(Problem): Drop the pictures from the entries below, then reproduce the rest exactly.
** begin Records for the task **
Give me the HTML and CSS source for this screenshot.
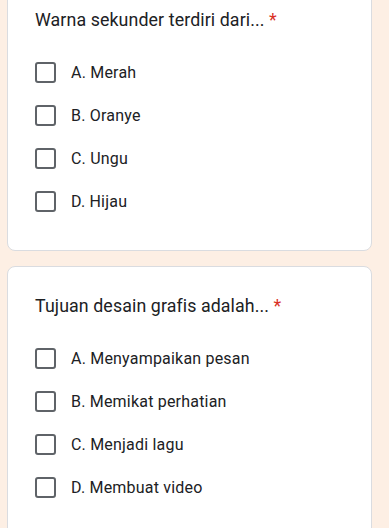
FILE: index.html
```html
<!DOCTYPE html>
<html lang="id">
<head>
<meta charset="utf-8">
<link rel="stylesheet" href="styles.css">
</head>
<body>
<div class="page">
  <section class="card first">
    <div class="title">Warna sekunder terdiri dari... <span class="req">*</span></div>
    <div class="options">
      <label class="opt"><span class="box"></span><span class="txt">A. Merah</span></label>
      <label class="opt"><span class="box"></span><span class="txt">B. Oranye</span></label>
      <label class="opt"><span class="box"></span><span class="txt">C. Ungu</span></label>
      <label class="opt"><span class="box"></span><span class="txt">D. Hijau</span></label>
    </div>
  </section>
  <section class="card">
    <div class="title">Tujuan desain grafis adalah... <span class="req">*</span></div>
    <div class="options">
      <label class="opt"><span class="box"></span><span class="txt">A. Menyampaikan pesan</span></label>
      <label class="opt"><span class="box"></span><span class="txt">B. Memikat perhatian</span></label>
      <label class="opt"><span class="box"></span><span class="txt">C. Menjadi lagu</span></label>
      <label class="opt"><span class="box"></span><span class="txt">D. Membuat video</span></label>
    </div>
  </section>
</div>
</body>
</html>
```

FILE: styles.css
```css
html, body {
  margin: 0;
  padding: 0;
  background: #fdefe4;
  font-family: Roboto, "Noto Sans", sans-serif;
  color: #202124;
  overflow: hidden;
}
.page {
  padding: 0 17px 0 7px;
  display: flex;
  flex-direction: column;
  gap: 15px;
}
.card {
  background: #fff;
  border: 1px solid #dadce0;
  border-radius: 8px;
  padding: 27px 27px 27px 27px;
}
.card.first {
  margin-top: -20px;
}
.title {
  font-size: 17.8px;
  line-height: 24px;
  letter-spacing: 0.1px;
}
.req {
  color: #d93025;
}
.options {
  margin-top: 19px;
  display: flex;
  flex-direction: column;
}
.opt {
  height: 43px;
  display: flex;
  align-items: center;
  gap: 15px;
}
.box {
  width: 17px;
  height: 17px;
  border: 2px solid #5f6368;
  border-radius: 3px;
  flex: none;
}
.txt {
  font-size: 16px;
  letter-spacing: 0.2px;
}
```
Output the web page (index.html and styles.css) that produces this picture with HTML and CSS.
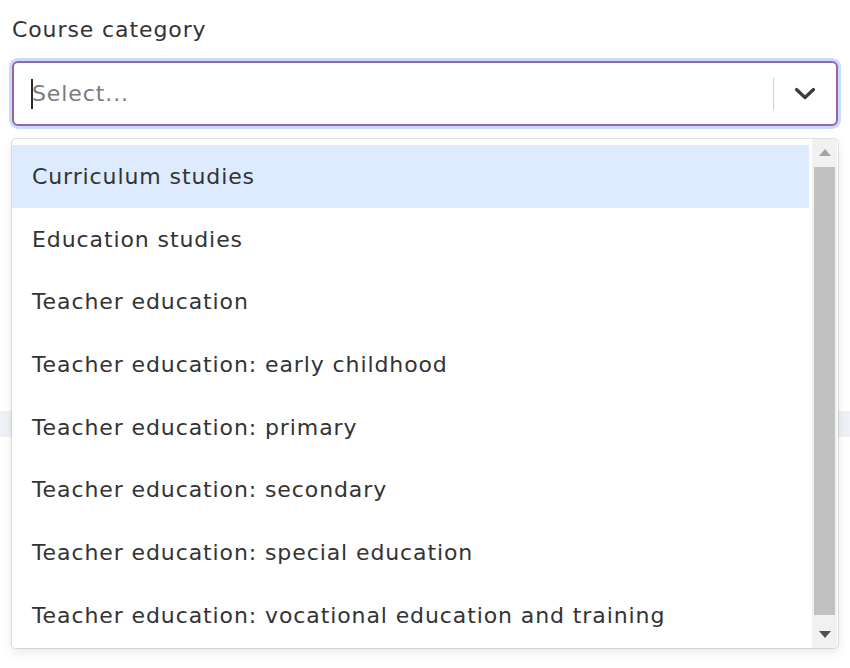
** end Records for the task **
(The answer):
Give me the HTML and CSS source for this screenshot.
FILE: index.html
```html
<!DOCTYPE html>
<html lang="id">
<head>
<meta charset="utf-8">
<link rel="stylesheet" href="styles.css">
</head>
<body>
<div class="page">
  <section class="card first">
    <div class="title">Warna sekunder terdiri dari... <span class="req">*</span></div>
    <div class="options">
      <label class="opt"><span class="box"></span><span class="txt">A. Merah</span></label>
      <label class="opt"><span class="box"></span><span class="txt">B. Oranye</span></label>
      <label class="opt"><span class="box"></span><span class="txt">C. Ungu</span></label>
      <label class="opt"><span class="box"></span><span class="txt">D. Hijau</span></label>
    </div>
  </section>
  <section class="card">
    <div class="title">Tujuan desain grafis adalah... <span class="req">*</span></div>
    <div class="options">
      <label class="opt"><span class="box"></span><span class="txt">A. Menyampaikan pesan</span></label>
      <label class="opt"><span class="box"></span><span class="txt">B. Memikat perhatian</span></label>
      <label class="opt"><span class="box"></span><span class="txt">C. Menjadi lagu</span></label>
      <label class="opt"><span class="box"></span><span class="txt">D. Membuat video</span></label>
    </div>
  </section>
</div>
</body>
</html>
```

FILE: styles.css
```css
html, body {
  margin: 0;
  padding: 0;
  background: #fdefe4;
  font-family: Roboto, "Noto Sans", sans-serif;
  color: #202124;
  overflow: hidden;
}
.page {
  padding: 0 17px 0 7px;
  display: flex;
  flex-direction: column;
  gap: 15px;
}
.card {
  background: #fff;
  border: 1px solid #dadce0;
  border-radius: 8px;
  padding: 27px 27px 27px 27px;
}
.card.first {
  margin-top: -20px;
}
.title {
  font-size: 17.8px;
  line-height: 24px;
  letter-spacing: 0.1px;
}
.req {
  color: #d93025;
}
.options {
  margin-top: 19px;
  display: flex;
  flex-direction: column;
}
.opt {
  height: 43px;
  display: flex;
  align-items: center;
  gap: 15px;
}
.box {
  width: 17px;
  height: 17px;
  border: 2px solid #5f6368;
  border-radius: 3px;
  flex: none;
}
.txt {
  font-size: 16px;
  letter-spacing: 0.2px;
}
```
Output the web page (index.html and styles.css) that produces this picture with HTML and CSS.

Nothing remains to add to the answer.